The deadline to enter the award for A.I. assistive technologies, designed to boost dementia sufferers’ quality of life and independence by learning from individuals’ data, expires on Thursday 26 January.
The job of filtering down the expected flood of entries falls to the nine strong judging panel which must reduce entrants down by summer to 23 teams, each eligible for one of the scheme’s £80,000 first stage Discovery Awards, plus expert support to help develop their proposed solutions.
And next year, just five will receive an additional £0.3 million to develop a prototype or product. A further two year process will determine which single team goes on to win the £1 million first prize in 2026.
Innovation prize organiser Challenge Works, which is partnering the Alzheimer’s Society and Innovate UK to organise the event, also released the names of the judging panel.

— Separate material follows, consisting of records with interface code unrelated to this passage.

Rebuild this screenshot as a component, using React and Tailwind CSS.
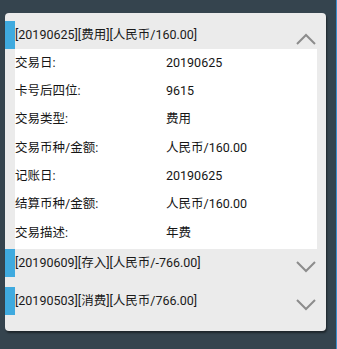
import React from "react"

const rows = [
  ["交易日:", "20190625"],
  ["卡号后四位:", "9615"],
  ["交易类型:", "费用"],
  ["交易币种/金额:", "人民币/160.00"],
  ["记账日:", "20190625"],
  ["结算币种/金额:", "人民币/160.00"],
  ["交易描述:", "年费"],
]

const records = [
  { title: "[20190625][费用][人民币/160.00]", open: true },
  { title: "[20190609][存入][人民币/-766.00]", open: false },
  { title: "[20190503][消费][人民币/766.00]", open: false },
]

function Chevron({ up }) {
  return (
    <svg width="20" height="12" viewBox="0 0 20 12" className="shrink-0 mt-[12px]">
      <polyline
        points={up ? "1,11 10,2 19,11" : "1,1 10,10 19,1"}
        fill="none"
        stroke="#8c8c8c"
        strokeWidth="2"
      />
    </svg>
  )
}

function Record({ record }) {
  return (
    <div className={record.open ? "" : "pb-[10px]"}>
      <div className="flex h-[28px] pr-[10px]">
        <div className="w-[10px] bg-[#3faadf] shrink-0" />
        <div className="flex-1 flex items-center text-[12.5px] text-[#1a1a1a] leading-none">{record.title}</div>
        <Chevron up={record.open} />
      </div>
      {record.open && (
        <div className="ml-[10px] mr-[9px] bg-white pb-[2px]">
          {rows.map(([label, value]) => (
            <div key={label} className="flex items-center h-[28.3px] text-[12.5px] text-[#161616]">
              <div className="w-[151px] shrink-0">{label}</div>
              <div>{value}</div>
            </div>
          ))}
        </div>
      )}
    </div>
  )
}

export default function App() {
  return (
    <div
      className="w-[337px] h-[349px] bg-[#35444e] pt-[13px] pl-[5px] border-r border-[#3b8fcb] overflow-hidden"
      style={{ fontFamily: "Roboto, 'Noto Sans CJK SC', sans-serif" }}
    >
      <div className="w-[321px] h-[318px] rounded-[4px] bg-[#ebebeb] pt-[8px] shadow-[1px_2px_2px_rgba(0,0,0,0.45)]">
        {records.map((r) => (
          <Record key={r.title} record={r} />
        ))}
      </div>
    </div>
  )
}
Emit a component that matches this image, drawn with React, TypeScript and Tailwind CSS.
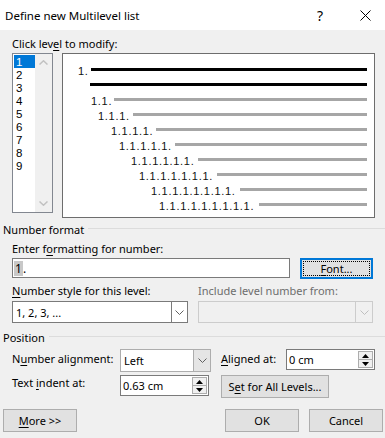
import React from 'react';

const U = ({ children }: { children: React.ReactNode }) => (
  <span className="underline underline-offset-[2px] decoration-1">{children}</span>
);

const Chevron = ({ color = '#606060' }: { color?: string }) => (
  <svg width="9" height="5" viewBox="0 0 9 5">
    <path d="M0.5 0.5 L4.5 4.5 L8.5 0.5" fill="none" stroke={color} strokeWidth="1" />
  </svg>
);

const Spinner = () => (
  <div className="flex flex-col w-[15px] h-[17px] border border-[#adadad] bg-[#f0f0f0] mr-[1px]">
    <div className="flex-1 flex items-center justify-center border-b border-[#adadad]">
      <svg width="7" height="4" viewBox="0 0 7 4"><path d="M0 4 L3.5 0 L7 4 Z" fill="#000" /></svg>
    </div>
    <div className="flex-1 flex items-center justify-center">
      <svg width="7" height="4" viewBox="0 0 7 4"><path d="M0 0 L3.5 4 L7 0 Z" fill="#000" /></svg>
    </div>
  </div>
);

const levels = [
  { pl: 16, w: 13, text: '1.', dark: true },
  { pl: 28, w: 0, text: '', dark: true },
  { pl: 29, w: 23, text: '1.1.', dark: false },
  { pl: 36, w: 35, text: '1.1.1.', dark: false },
  { pl: 49, w: 45, text: '1.1.1.1.', dark: false },
  { pl: 57, w: 56, text: '1.1.1.1.1.', dark: false },
  { pl: 69, w: 67, text: '1.1.1.1.1.1.', dark: false },
  { pl: 77, w: 78, text: '1.1.1.1.1.1.1.', dark: false },
  { pl: 89, w: 89, text: '1.1.1.1.1.1.1.1.', dark: false },
  { pl: 97, w: 100, text: '1.1.1.1.1.1.1.1.1.', dark: false },
];

const GroupHeader = ({ label }: { label: string }) => (
  <div className="flex items-center pl-[3px]">
    <span>{label}</span>
    <div className="flex-1 h-px bg-[#dcdcdc] ml-[4px] mt-[-2px]" />
  </div>
);

const Button = ({ children, className = '' }: { children: React.ReactNode; className?: string }) => (
  <div className={`h-[23px] flex items-center justify-center bg-[#e1e1e1] border border-[#adadad] ${className}`}>
    {children}
  </div>
);

export default function App() {
  return (
    <div className="w-[385px] h-[438px] overflow-hidden bg-[#f0f0f0] font-['Noto_Sans',sans-serif] text-[11px] leading-[15px] text-black">
      <div className="h-[30px] bg-white flex items-center pl-[5px]">
        <span className="text-[11.5px]">Define new Multilevel list</span>
        <span className="ml-auto mr-[37px] text-[14px]">?</span>
        <svg className="mr-[14px]" width="11" height="11" viewBox="0 0 11 11">
          <path d="M0.5 0.5 L10.5 10.5 M10.5 0.5 L0.5 10.5" stroke="#000" strokeWidth="1" />
        </svg>
      </div>

      <div className="pt-[6px]">
        <div className="pl-[12px]">
          Click lev<U>e</U>l to modify:
        </div>
        <div className="mt-[2px] pl-[12px] flex items-start gap-[9px]">
          <div className="w-[41px] h-[160px] bg-white border border-[#828790] flex">
            <div className="flex-1 pt-[1px] pl-[1px] font-['Liberation_Sans',sans-serif] text-[11.5px]">
              {[1, 2, 3, 4, 5, 6, 7, 8, 9].map((n) => (
                <div
                  key={n}
                  className={`h-[13px] pl-[2px] flex items-center overflow-hidden ${n === 1 ? 'bg-[#0078d7] text-white' : ''}`}
                >
                  <span className="leading-[12px]">{n}</span>
                </div>
              ))}
            </div>
            <div className="w-[17px] bg-[#f0f0f0] flex flex-col items-center justify-between py-[6px]">
              <svg width="9" height="5" viewBox="0 0 9 5">
                <path d="M0.5 4.5 L4.5 0.8 L8.5 4.5" fill="none" stroke="#c1c1c1" strokeWidth="1.5" />
              </svg>
              <svg width="9" height="5" viewBox="0 0 9 5">
                <path d="M0.5 0.5 L4.5 4.2 L8.5 0.5" fill="none" stroke="#c1c1c1" strokeWidth="1.5" />
              </svg>
            </div>
          </div>

          <div className="w-[313px] h-[165px] bg-white border border-[#6d6d6d] pt-[8px] pr-[7px]">
            {levels.map((l, i) => (
              <div key={i} className="h-[15px] flex items-center" style={{ paddingLeft: l.pl - 1 }}>
                {l.w > 0 && (
                  <span
                    className="shrink-0 font-['Liberation_Sans',sans-serif] text-[11px] tracking-[0.7px] leading-[11px] mt-[3px] whitespace-nowrap text-[#111]"
                    style={{ width: l.w }}
                  >
                    {l.text}
                  </span>
                )}
                <div className={`flex-1 h-[3px] ${l.dark ? 'bg-black' : 'bg-[#a6a6a6]'}`} />
              </div>
            ))}
          </div>
        </div>

        <div className="mt-[4px]">
          <GroupHeader label="Number format" />
        </div>
        <div className="pl-[12px] mt-[4px]">
          Enter f<U>o</U>rmatting for number:
        </div>
        <div className="pl-[12px] mt-[2px] flex items-start">
          <div className="w-[278px] h-[20px] bg-white border border-[#7a7a7a] flex items-center pl-[1px] text-[12px]">
            <span className="bg-[#c8c8c8] px-[1px]">1</span>
            <span>.</span>
          </div>
          <div className="ml-[10px] w-[73px] h-[21px] border-2 border-[#0078d7] bg-[#e1e1e1] p-[1px]">
            <div className="w-full h-full border border-dotted border-black flex items-center justify-center leading-[13px]">
              <U>F</U>ont...
            </div>
          </div>
        </div>

        <div className="pl-[12px] mt-[4px] flex">
          <div className="w-[186px]">
            <U>N</U>umber style for this level:
          </div>
          <div className="text-[#6d6d6d]">Include level number from:</div>
        </div>
        <div className="pl-[12px] mt-[3px] flex">
          <div className="w-[176px] h-[22px] bg-white border border-[#7a7a7a] flex items-center">
            <span className="flex-1 pl-[3px]">1, 2, 3, ...</span>
            <div className="w-[16px] h-full border-l border-[#7a7a7a] flex items-center justify-center">
              <Chevron />
            </div>
          </div>
          <div className="ml-[10px] w-[175px] h-[22px] bg-[#f0f0f0] border border-[#cccccc] flex items-center justify-end">
            <div className="w-[17px] h-full border-l border-[#cccccc] flex items-center justify-center">
              <Chevron color="#bfbfbf" />
            </div>
          </div>
        </div>

        <div className="mt-[7px]">
          <GroupHeader label="Position" />
        </div>
        <div className="pl-[12px] mt-[4px] flex items-start">
          <div className="w-[108px] pt-[2px]">
            N<U>u</U>mber alignment:
          </div>
          <div className="w-[91px] h-[23px] bg-white border border-[#adadad] flex items-center">
            <span className="flex-1 pl-[3px]">Left</span>
            <div className="w-[17px] h-full bg-[#e5e5e5] border-l border-[#adadad] flex items-center justify-center">
              <Chevron />
            </div>
          </div>
          <div className="ml-[10px] w-[65px] pt-[2px]">
            <U>A</U>ligned at:
          </div>
          <div className="w-[89px] h-[21px] bg-white border border-[#7a7a7a] flex items-center">
            <span className="flex-1 pl-[2px]">0 cm</span>
            <Spinner />
          </div>
        </div>
        <div className="pl-[12px] mt-[3px] flex items-start">
          <div className="w-[108px]">
            Text <U>i</U>ndent at:
          </div>
          <div className="w-[89px] h-[21px] bg-white border border-[#7a7a7a] flex items-center">
            <span className="flex-1 pl-[2px]">0.63 cm</span>
            <Spinner />
          </div>
          <Button className="ml-[12px] w-[108px]">
            S<U>e</U>t for All Levels...
          </Button>
        </div>

        <div className="pl-[3px] pr-[2px] mt-[11px] flex">
          <Button className="w-[74px]">
            <U>M</U>ore &gt;&gt;
          </Button>
          <Button className="ml-auto w-[74px]">OK</Button>
          <Button className="ml-[10px] w-[74px]">Cancel</Button>
        </div>
      </div>
    </div>
  );
}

They include: John T O’Brien, Dementia Researcher at Cambridge University Department of Psychiatry; Dawn Brooker, Emeritus Professor and former Director of the University of Worcester Association for Dementia Studies; Mary Furlong, President and CEO of Mary Furlong Associates; Consultant Nurse Dawne Garrett, former Lead for Older People & Dementia Care at the Royal College of Nursing; Eric Kihilstrom, Chair of Open Age and Aging2.0 Ambassador; Mugendi M’Rithiaa, Industrial Designer, Educator and Researcher at Machakos University, Kenya; Director at National Innovation Centre Ageing Nic Palmarini, Simon Reeve, Director of Innovation at The Alan Turing Institute, UK; and Professor Cathy Treadaway; and Professor of Creative Practice at Cardiff School of Art and Design.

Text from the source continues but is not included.